Anyway, if it isn't obvious, this pregnancy stuff is weighing heavily on my mind.  I just want to know.  I'm very worried about gaining weight.  I'm pretty hell-bent on losing down to at least 185 before the second trimester (and hopefully I can get lower than that) so that when I inevitably gain 10ish pounds, I'm not worse off than I am now.  I cannot get over 200 pounds.  It. Can. Not.
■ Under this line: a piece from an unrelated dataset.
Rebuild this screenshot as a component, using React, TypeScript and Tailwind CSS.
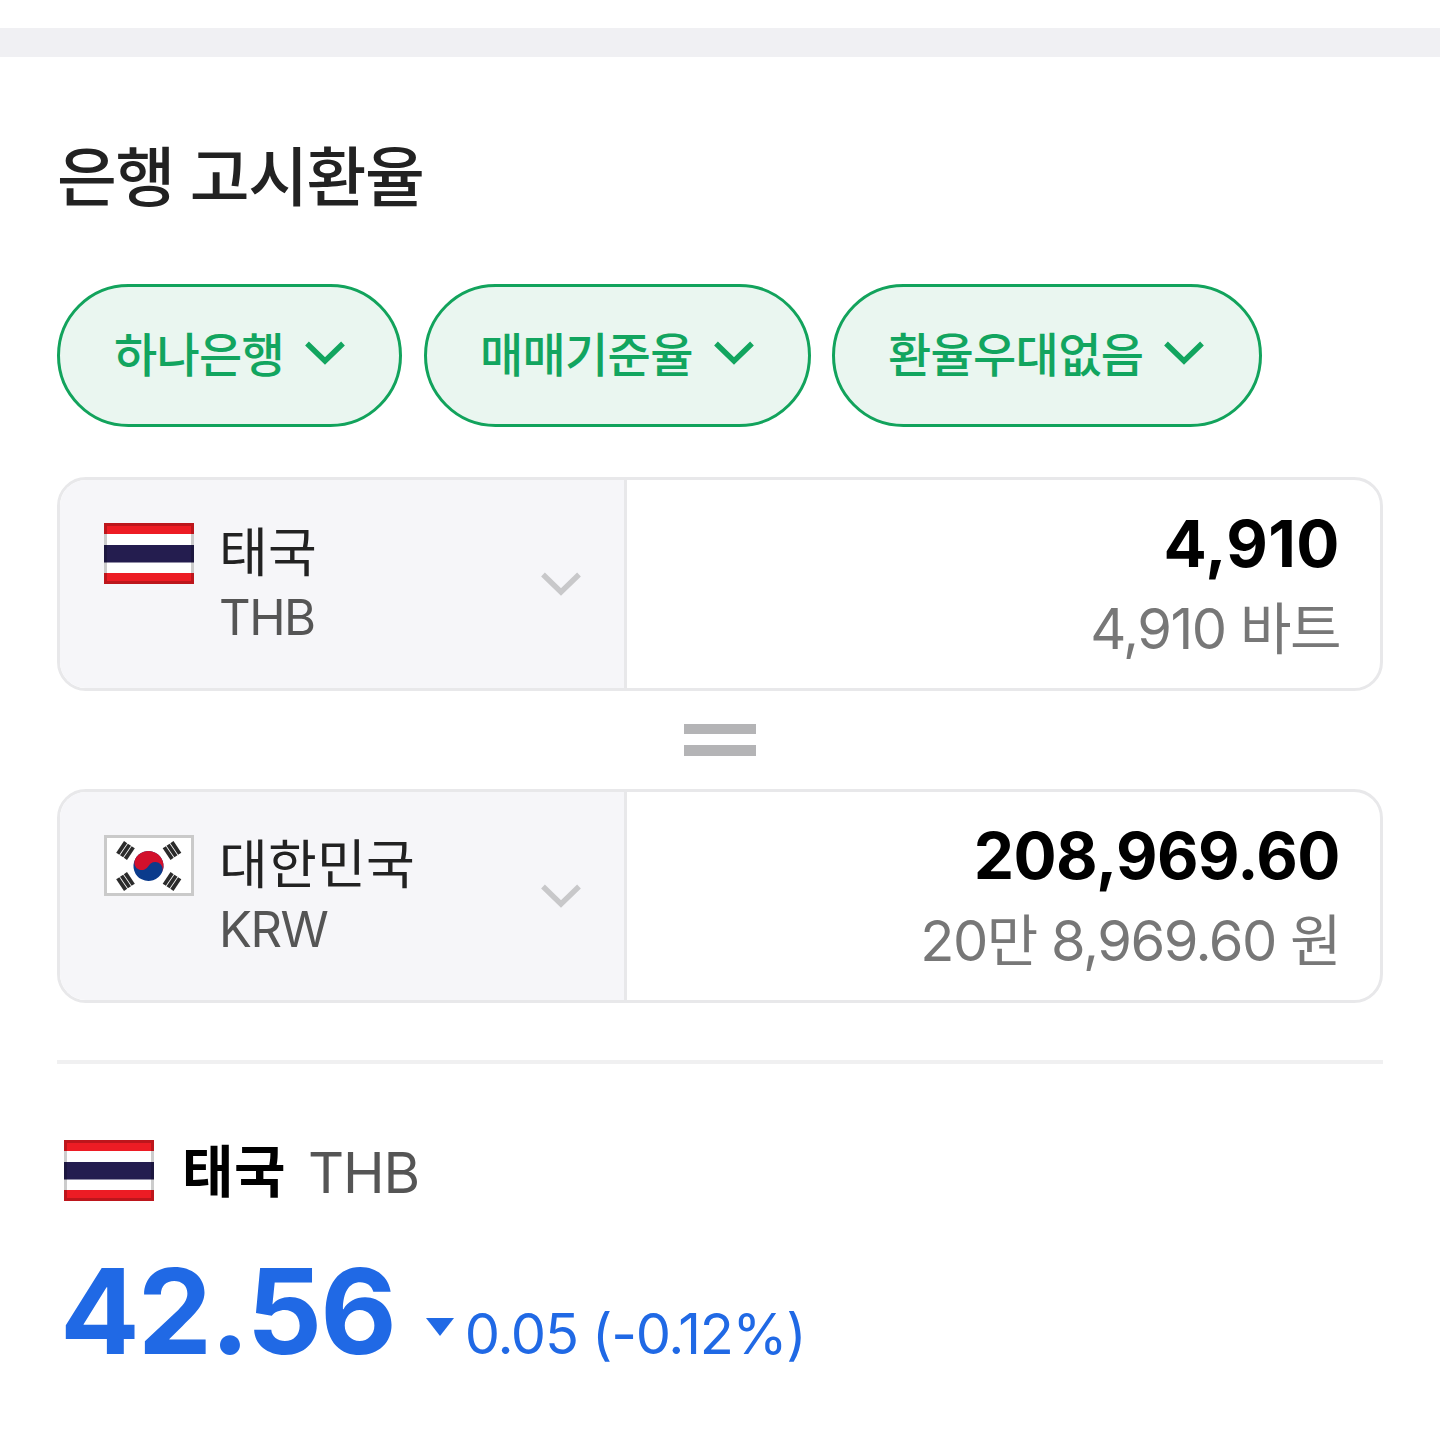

Happen.

The bright spot on this pregnancy stuff is that my husband finally agreed to buy some furniture for one of our empty bedrooms.  I'm pretty excited.  We got it from Penny Mustard and it is REALLY nice.  It's definitely higher quality than any other furniture we have (and has the price tag to go with that, unfortunately).  So far we got the dresser, mirror and night stand.  I'll admit, the style isn't what I would have picked if I could have picked anything in the universe, but I think it is sort of kid-ish with the exaggerated tapered legs and yet I can make it work in a regular guest room too in the future (or now).  We got a very good deal on these since one of the stores is moving.  Here are some pictures:

 
The mirror comes off so I won't arrange it like this in the room.
The nightstand has hidden drawers! :)

The piece we haven't bought yet is the crib, mostly because the floor model was sold already.  But, we do plan to get it.  We're going to check the outlet store first, just in case.  The crib converts to a full size bed, so I may set it up that way initially, just to keep my secret safe.  No one who knows me would think it is even slightly odd that I bought a bedroom set like this on a whim.  Luckily, I can decorate without any explanation.  Anyway, here a picture of the crib:


We don't have the pieces yet and, apparently, we won't be getting them for about a month.  That's fine though.  I really want to paint the room and we need to figure some other furniture logistics out.  Right now I have a friend's childhood bedroom set in the room we'd likely use as the nursery (the room closest to ours).  The set is very 70s/80s looking, but it's also very solid.  I'd like to get rid of it, but my husband thinks that is silly so we'll probably paint it instead.  But, then there's the issue of moving it to the next room over, which is empty.  If I buy new furniture and change the rooms that probably would cause suspicion.  Plus, I will decorate the room differently for a boy/girl, so I need to know that before I can really go all out on the decorating.  When it comes to decorating it's hard for me to slow down because I love doing it so much.  I don't want to get too far ahead of myself though, especially since I am probably not pregnant at this very moment.  I do think it's only a matter of time though.  

Sorry this post is so disjointed.  It's nice to think about something I love (decorating) instead of constantly obsessing about something I hate (my weight).  I feel like I'm making progress on my weight though.  I'm sure that is at least partially due to not drinking, so that's the upside to pregnancy preparation or whatever it's called.